#### DIRECTIVE:
Images are not part of the copy; write out the rest of the data exactly as given.

#### GIVEN INFORMATION:

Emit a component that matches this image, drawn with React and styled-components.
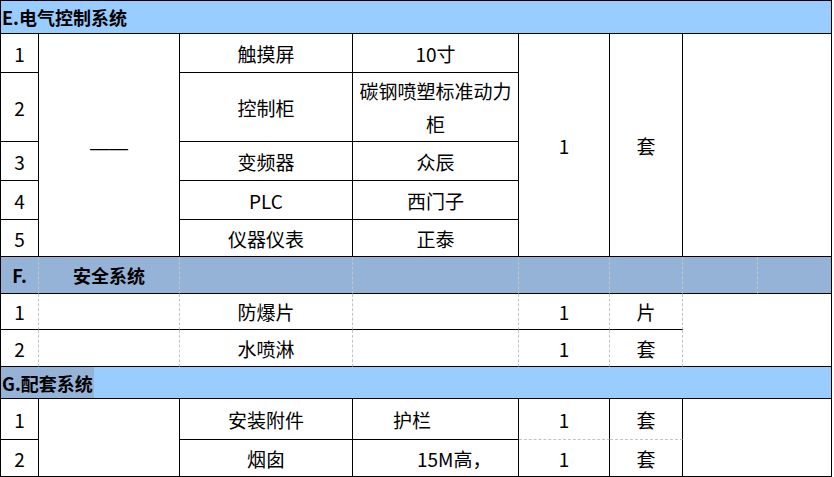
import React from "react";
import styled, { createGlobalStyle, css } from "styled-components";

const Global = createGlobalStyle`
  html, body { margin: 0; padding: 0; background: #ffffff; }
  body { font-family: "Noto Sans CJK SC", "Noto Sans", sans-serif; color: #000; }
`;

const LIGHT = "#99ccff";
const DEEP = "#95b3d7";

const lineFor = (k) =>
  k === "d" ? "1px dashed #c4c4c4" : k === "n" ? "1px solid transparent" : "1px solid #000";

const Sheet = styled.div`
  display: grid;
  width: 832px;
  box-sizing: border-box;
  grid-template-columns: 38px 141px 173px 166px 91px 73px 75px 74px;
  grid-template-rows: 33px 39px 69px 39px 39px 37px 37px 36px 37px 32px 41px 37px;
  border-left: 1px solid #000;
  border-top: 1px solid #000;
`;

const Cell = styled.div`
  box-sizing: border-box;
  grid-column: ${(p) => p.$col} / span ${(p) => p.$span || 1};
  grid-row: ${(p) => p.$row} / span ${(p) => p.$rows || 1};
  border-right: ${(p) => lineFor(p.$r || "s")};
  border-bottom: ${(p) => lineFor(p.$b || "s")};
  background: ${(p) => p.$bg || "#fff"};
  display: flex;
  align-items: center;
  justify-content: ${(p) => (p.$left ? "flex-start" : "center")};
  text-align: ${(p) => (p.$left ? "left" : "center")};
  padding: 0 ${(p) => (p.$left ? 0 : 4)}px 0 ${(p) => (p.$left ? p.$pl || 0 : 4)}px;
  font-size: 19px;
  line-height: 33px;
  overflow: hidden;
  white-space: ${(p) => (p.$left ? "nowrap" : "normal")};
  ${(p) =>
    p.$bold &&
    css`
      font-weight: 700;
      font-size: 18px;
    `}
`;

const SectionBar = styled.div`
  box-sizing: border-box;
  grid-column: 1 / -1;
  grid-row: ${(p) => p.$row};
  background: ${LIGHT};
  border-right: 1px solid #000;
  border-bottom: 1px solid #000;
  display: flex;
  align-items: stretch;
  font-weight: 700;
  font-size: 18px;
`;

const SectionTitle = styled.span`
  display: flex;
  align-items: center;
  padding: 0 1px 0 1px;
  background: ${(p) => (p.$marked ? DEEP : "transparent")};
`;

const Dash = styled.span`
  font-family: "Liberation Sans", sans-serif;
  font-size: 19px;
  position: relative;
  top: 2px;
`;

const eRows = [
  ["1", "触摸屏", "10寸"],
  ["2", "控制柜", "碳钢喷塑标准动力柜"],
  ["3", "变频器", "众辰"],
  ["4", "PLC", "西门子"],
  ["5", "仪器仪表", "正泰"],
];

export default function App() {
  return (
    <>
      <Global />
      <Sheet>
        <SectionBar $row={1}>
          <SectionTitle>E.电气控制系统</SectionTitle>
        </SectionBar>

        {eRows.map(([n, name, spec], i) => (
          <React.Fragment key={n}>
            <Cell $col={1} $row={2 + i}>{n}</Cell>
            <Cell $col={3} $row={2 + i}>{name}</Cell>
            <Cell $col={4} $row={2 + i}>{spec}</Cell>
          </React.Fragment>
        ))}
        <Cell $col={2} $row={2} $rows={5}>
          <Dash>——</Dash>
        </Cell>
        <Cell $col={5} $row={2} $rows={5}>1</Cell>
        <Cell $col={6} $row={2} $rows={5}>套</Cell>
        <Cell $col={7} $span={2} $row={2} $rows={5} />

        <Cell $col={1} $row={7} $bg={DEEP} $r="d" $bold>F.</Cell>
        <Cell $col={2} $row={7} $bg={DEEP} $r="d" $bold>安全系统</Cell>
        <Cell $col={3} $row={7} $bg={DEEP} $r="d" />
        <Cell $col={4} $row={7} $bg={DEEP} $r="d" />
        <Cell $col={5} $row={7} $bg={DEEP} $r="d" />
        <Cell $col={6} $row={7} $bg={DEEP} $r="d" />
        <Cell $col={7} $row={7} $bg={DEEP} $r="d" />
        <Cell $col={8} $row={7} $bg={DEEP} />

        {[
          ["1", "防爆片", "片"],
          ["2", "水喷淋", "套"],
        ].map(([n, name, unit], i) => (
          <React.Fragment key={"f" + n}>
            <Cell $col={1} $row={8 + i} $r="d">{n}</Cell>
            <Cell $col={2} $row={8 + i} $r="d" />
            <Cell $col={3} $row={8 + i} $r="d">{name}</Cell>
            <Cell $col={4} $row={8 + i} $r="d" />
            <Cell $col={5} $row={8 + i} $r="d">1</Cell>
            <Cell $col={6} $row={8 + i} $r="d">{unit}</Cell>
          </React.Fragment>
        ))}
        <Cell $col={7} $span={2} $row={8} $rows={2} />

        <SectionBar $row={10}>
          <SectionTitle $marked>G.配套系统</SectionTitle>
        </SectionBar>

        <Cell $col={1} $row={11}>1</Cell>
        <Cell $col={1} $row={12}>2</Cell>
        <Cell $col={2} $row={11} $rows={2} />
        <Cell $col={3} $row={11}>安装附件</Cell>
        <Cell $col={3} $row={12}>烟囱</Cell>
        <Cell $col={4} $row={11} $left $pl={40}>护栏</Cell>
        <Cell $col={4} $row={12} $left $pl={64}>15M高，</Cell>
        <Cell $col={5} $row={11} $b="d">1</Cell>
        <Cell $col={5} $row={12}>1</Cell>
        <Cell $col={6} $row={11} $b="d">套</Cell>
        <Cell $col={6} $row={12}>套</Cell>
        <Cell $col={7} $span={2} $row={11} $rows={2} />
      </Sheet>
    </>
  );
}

#### REPLY TO THE TASK:
Emit a component that matches this image, drawn with React and styled-components.
import React from "react";
import styled, { createGlobalStyle, css } from "styled-components";

const Global = createGlobalStyle`
  html, body { margin: 0; padding: 0; background: #ffffff; }
  body { font-family: "Noto Sans CJK SC", "Noto Sans", sans-serif; color: #000; }
`;

const LIGHT = "#99ccff";
const DEEP = "#95b3d7";

const lineFor = (k) =>
  k === "d" ? "1px dashed #c4c4c4" : k === "n" ? "1px solid transparent" : "1px solid #000";

const Sheet = styled.div`
  display: grid;
  width: 832px;
  box-sizing: border-box;
  grid-template-columns: 38px 141px 173px 166px 91px 73px 75px 74px;
  grid-template-rows: 33px 39px 69px 39px 39px 37px 37px 36px 37px 32px 41px 37px;
  border-left: 1px solid #000;
  border-top: 1px solid #000;
`;

const Cell = styled.div`
  box-sizing: border-box;
  grid-column: ${(p) => p.$col} / span ${(p) => p.$span || 1};
  grid-row: ${(p) => p.$row} / span ${(p) => p.$rows || 1};
  border-right: ${(p) => lineFor(p.$r || "s")};
  border-bottom: ${(p) => lineFor(p.$b || "s")};
  background: ${(p) => p.$bg || "#fff"};
  display: flex;
  align-items: center;
  justify-content: ${(p) => (p.$left ? "flex-start" : "center")};
  text-align: ${(p) => (p.$left ? "left" : "center")};
  padding: 0 ${(p) => (p.$left ? 0 : 4)}px 0 ${(p) => (p.$left ? p.$pl || 0 : 4)}px;
  font-size: 19px;
  line-height: 33px;
  overflow: hidden;
  white-space: ${(p) => (p.$left ? "nowrap" : "normal")};
  ${(p) =>
    p.$bold &&
    css`
      font-weight: 700;
      font-size: 18px;
    `}
`;

const SectionBar = styled.div`
  box-sizing: border-box;
  grid-column: 1 / -1;
  grid-row: ${(p) => p.$row};
  background: ${LIGHT};
  border-right: 1px solid #000;
  border-bottom: 1px solid #000;
  display: flex;
  align-items: stretch;
  font-weight: 700;
  font-size: 18px;
`;

const SectionTitle = styled.span`
  display: flex;
  align-items: center;
  padding: 0 1px 0 1px;
  background: ${(p) => (p.$marked ? DEEP : "transparent")};
`;

const Dash = styled.span`
  font-family: "Liberation Sans", sans-serif;
  font-size: 19px;
  position: relative;
  top: 2px;
`;

const eRows = [
  ["1", "触摸屏", "10寸"],
  ["2", "控制柜", "碳钢喷塑标准动力柜"],
  ["3", "变频器", "众辰"],
  ["4", "PLC", "西门子"],
  ["5", "仪器仪表", "正泰"],
];

export default function App() {
  return (
    <>
      <Global />
      <Sheet>
        <SectionBar $row={1}>
          <SectionTitle>E.电气控制系统</SectionTitle>
        </SectionBar>

        {eRows.map(([n, name, spec], i) => (
          <React.Fragment key={n}>
            <Cell $col={1} $row={2 + i}>{n}</Cell>
            <Cell $col={3} $row={2 + i}>{name}</Cell>
            <Cell $col={4} $row={2 + i}>{spec}</Cell>
          </React.Fragment>
        ))}
        <Cell $col={2} $row={2} $rows={5}>
          <Dash>——</Dash>
        </Cell>
        <Cell $col={5} $row={2} $rows={5}>1</Cell>
        <Cell $col={6} $row={2} $rows={5}>套</Cell>
        <Cell $col={7} $span={2} $row={2} $rows={5} />

        <Cell $col={1} $row={7} $bg={DEEP} $r="d" $bold>F.</Cell>
        <Cell $col={2} $row={7} $bg={DEEP} $r="d" $bold>安全系统</Cell>
        <Cell $col={3} $row={7} $bg={DEEP} $r="d" />
        <Cell $col={4} $row={7} $bg={DEEP} $r="d" />
        <Cell $col={5} $row={7} $bg={DEEP} $r="d" />
        <Cell $col={6} $row={7} $bg={DEEP} $r="d" />
        <Cell $col={7} $row={7} $bg={DEEP} $r="d" />
        <Cell $col={8} $row={7} $bg={DEEP} />

        {[
          ["1", "防爆片", "片"],
          ["2", "水喷淋", "套"],
        ].map(([n, name, unit], i) => (
          <React.Fragment key={"f" + n}>
            <Cell $col={1} $row={8 + i} $r="d">{n}</Cell>
            <Cell $col={2} $row={8 + i} $r="d" />
            <Cell $col={3} $row={8 + i} $r="d">{name}</Cell>
            <Cell $col={4} $row={8 + i} $r="d" />
            <Cell $col={5} $row={8 + i} $r="d">1</Cell>
            <Cell $col={6} $row={8 + i} $r="d">{unit}</Cell>
          </React.Fragment>
        ))}
        <Cell $col={7} $span={2} $row={8} $rows={2} />

        <SectionBar $row={10}>
          <SectionTitle $marked>G.配套系统</SectionTitle>
        </SectionBar>

        <Cell $col={1} $row={11}>1</Cell>
        <Cell $col={1} $row={12}>2</Cell>
        <Cell $col={2} $row={11} $rows={2} />
        <Cell $col={3} $row={11}>安装附件</Cell>
        <Cell $col={3} $row={12}>烟囱</Cell>
        <Cell $col={4} $row={11} $left $pl={40}>护栏</Cell>
        <Cell $col={4} $row={12} $left $pl={64}>15M高，</Cell>
        <Cell $col={5} $row={11} $b="d">1</Cell>
        <Cell $col={5} $row={12}>1</Cell>
        <Cell $col={6} $row={11} $b="d">套</Cell>
        <Cell $col={6} $row={12}>套</Cell>
        <Cell $col={7} $span={2} $row={11} $rows={2} />
      </Sheet>
    </>
  );
}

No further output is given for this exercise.